## BEGIN

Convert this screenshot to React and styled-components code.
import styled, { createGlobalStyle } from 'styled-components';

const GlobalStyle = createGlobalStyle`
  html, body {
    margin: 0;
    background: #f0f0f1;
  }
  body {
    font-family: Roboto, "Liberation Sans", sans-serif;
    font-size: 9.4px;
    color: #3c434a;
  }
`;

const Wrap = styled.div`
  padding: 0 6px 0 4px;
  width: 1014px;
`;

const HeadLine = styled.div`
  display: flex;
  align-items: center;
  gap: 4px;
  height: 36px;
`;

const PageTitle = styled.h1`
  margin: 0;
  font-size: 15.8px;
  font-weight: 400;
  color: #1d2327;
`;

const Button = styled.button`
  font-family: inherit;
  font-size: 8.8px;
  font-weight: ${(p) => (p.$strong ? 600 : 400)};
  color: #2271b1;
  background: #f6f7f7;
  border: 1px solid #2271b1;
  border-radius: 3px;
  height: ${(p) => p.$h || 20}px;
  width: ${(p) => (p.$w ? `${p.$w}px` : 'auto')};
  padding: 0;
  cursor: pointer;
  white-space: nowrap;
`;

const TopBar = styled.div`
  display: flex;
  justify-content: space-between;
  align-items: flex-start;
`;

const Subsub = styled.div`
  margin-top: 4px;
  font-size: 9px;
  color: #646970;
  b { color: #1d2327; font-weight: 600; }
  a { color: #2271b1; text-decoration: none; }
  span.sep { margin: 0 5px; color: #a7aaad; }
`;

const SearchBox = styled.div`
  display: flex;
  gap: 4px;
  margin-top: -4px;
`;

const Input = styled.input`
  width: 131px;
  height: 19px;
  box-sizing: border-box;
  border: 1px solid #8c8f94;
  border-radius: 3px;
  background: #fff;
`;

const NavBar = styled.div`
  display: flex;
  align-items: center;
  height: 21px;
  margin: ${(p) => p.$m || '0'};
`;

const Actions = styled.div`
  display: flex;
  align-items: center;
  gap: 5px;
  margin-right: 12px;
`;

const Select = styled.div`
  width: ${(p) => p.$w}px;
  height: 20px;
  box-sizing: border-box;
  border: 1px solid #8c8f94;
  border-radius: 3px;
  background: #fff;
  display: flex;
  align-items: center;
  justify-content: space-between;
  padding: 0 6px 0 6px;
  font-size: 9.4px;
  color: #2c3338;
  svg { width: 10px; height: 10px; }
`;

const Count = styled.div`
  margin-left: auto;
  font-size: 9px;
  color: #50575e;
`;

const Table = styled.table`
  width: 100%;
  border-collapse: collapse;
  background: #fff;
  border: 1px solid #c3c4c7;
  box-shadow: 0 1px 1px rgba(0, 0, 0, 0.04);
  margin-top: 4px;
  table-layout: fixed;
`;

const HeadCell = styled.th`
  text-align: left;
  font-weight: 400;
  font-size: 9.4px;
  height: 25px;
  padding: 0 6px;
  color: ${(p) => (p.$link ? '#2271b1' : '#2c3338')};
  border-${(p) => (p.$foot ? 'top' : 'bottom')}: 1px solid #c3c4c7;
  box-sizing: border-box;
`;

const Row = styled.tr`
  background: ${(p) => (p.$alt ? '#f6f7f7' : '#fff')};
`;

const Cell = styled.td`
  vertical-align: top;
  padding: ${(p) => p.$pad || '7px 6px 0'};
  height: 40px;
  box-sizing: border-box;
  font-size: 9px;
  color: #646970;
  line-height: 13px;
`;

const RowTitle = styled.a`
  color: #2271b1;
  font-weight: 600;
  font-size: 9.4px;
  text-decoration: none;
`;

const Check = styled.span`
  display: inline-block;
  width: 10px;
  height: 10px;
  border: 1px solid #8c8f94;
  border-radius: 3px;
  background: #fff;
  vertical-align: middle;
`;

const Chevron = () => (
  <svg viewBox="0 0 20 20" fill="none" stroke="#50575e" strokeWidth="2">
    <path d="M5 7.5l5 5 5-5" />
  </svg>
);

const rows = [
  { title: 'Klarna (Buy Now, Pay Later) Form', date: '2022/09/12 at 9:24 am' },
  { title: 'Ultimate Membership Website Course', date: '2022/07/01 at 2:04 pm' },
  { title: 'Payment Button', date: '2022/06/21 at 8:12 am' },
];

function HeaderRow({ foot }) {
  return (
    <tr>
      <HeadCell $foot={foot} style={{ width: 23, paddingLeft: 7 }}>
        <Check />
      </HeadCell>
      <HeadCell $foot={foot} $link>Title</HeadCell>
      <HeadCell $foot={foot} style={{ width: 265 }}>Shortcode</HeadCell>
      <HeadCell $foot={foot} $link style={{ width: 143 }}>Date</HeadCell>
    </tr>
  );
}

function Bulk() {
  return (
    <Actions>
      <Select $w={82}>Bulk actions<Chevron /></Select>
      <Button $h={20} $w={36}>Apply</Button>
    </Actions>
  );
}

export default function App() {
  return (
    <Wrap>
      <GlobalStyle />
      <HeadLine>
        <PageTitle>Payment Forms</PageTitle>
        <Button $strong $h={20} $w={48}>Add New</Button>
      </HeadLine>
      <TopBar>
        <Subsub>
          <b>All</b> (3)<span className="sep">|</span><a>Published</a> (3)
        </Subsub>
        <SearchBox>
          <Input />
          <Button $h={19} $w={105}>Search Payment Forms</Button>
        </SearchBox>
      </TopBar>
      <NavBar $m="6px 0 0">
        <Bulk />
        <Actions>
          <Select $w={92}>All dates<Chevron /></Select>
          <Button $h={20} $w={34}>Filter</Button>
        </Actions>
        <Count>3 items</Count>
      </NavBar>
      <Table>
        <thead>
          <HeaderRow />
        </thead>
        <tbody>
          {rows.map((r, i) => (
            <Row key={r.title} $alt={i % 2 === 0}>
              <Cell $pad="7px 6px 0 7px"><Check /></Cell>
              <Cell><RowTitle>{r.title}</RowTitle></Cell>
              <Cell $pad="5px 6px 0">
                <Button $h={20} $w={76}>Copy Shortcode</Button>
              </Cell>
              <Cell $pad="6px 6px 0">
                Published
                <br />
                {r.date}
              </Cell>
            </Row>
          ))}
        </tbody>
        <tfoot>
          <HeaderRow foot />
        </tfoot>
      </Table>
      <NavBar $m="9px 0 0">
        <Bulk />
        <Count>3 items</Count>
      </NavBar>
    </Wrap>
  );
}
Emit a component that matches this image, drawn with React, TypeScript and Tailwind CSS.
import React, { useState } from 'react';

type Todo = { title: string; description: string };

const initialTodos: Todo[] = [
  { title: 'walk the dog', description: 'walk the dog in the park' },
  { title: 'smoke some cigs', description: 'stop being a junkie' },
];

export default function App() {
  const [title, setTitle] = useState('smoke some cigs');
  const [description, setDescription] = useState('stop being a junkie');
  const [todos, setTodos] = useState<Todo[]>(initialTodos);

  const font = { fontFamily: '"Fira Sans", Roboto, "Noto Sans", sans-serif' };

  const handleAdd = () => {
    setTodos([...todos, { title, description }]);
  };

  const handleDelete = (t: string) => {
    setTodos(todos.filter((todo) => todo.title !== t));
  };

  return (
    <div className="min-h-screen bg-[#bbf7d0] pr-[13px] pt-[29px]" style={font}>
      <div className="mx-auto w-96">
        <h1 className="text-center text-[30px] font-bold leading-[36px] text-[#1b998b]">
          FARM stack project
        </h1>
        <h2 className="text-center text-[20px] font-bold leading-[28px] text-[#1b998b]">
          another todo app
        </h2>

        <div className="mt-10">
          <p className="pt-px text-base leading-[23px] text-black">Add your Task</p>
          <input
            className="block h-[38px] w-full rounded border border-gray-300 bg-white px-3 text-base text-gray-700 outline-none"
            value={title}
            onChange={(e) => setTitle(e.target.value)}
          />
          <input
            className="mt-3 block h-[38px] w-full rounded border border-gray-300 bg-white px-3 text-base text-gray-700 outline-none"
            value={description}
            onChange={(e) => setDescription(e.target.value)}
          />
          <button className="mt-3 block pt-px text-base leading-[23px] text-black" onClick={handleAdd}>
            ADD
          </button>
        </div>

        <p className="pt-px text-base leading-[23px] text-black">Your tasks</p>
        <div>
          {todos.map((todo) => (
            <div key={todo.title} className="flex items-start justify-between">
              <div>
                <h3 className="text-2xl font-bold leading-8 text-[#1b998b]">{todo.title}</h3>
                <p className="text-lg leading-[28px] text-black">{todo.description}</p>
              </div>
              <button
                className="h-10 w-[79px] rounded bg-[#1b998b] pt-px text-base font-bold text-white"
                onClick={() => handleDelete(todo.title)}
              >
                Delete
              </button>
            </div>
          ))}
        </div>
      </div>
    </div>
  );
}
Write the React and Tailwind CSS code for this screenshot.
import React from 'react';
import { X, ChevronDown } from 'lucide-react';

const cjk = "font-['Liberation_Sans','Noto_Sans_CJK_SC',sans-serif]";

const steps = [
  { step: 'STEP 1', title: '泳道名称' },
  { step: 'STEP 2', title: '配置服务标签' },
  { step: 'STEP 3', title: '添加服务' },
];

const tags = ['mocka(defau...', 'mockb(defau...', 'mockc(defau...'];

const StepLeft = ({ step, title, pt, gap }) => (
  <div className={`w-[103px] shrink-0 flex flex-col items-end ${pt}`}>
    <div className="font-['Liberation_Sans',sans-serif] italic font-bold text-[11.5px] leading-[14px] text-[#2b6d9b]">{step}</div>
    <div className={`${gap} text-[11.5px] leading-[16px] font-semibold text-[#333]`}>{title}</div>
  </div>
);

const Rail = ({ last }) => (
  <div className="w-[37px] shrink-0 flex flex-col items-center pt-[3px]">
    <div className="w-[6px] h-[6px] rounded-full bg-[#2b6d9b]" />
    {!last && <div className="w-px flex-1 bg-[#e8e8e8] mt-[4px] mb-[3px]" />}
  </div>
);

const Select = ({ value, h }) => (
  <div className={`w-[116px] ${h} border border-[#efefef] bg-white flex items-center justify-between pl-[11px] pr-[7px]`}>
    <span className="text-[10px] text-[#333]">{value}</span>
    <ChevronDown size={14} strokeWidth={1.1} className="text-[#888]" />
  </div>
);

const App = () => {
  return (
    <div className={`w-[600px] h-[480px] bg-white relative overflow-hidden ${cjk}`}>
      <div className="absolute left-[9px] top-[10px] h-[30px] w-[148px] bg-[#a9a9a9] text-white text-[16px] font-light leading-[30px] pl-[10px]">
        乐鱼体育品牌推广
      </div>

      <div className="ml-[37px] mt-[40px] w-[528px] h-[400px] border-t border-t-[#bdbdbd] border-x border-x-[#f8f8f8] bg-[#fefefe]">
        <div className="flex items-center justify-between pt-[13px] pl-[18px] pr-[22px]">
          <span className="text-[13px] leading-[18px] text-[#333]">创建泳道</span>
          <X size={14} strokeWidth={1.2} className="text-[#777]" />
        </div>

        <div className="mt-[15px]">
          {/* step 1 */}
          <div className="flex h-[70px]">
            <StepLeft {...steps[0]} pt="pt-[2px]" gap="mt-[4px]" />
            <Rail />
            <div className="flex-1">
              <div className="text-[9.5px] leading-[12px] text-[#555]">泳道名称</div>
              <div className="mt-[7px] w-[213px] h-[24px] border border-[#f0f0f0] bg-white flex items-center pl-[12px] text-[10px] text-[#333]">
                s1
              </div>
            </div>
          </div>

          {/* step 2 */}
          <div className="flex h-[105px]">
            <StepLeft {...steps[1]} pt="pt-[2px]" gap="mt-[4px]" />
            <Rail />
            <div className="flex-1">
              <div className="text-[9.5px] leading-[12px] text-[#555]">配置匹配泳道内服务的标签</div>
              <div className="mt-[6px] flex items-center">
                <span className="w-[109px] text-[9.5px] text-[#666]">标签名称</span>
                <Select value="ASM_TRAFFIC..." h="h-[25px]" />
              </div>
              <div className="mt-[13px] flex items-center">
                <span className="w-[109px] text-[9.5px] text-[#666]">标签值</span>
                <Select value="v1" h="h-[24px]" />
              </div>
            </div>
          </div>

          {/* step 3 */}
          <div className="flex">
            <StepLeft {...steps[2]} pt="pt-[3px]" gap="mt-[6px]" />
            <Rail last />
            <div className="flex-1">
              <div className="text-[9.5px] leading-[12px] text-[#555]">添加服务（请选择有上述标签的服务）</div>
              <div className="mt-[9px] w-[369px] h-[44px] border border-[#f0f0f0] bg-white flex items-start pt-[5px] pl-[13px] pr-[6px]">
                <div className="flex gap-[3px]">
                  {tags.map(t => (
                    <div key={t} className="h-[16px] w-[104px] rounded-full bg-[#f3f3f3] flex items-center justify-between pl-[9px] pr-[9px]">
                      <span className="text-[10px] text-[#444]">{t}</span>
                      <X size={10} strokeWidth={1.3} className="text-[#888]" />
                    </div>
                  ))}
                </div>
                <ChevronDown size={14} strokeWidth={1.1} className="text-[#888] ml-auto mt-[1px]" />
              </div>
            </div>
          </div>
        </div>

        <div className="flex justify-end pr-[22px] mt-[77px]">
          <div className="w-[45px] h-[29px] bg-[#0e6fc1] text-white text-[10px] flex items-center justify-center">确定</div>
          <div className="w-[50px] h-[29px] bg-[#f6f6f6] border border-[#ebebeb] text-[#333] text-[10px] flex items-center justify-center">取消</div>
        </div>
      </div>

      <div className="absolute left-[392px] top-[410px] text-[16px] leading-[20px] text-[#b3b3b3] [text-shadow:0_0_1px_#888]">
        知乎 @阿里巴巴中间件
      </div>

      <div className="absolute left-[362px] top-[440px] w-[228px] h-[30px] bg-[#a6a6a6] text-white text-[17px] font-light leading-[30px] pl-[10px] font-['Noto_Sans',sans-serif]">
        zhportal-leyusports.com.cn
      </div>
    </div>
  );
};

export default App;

## END

Emit only the lines from the one containing "Write the React" through the one containing "['mocka(defau...', 'mockb(defau...', 'mockc(defau...'];", copied exactly.

Write the React and Tailwind CSS code for this screenshot.
import React from 'react';
import { X, ChevronDown } from 'lucide-react';

const cjk = "font-['Liberation_Sans','Noto_Sans_CJK_SC',sans-serif]";

const steps = [
  { step: 'STEP 1', title: '泳道名称' },
  { step: 'STEP 2', title: '配置服务标签' },
  { step: 'STEP 3', title: '添加服务' },
];

const tags = ['mocka(defau...', 'mockb(defau...', 'mockc(defau...'];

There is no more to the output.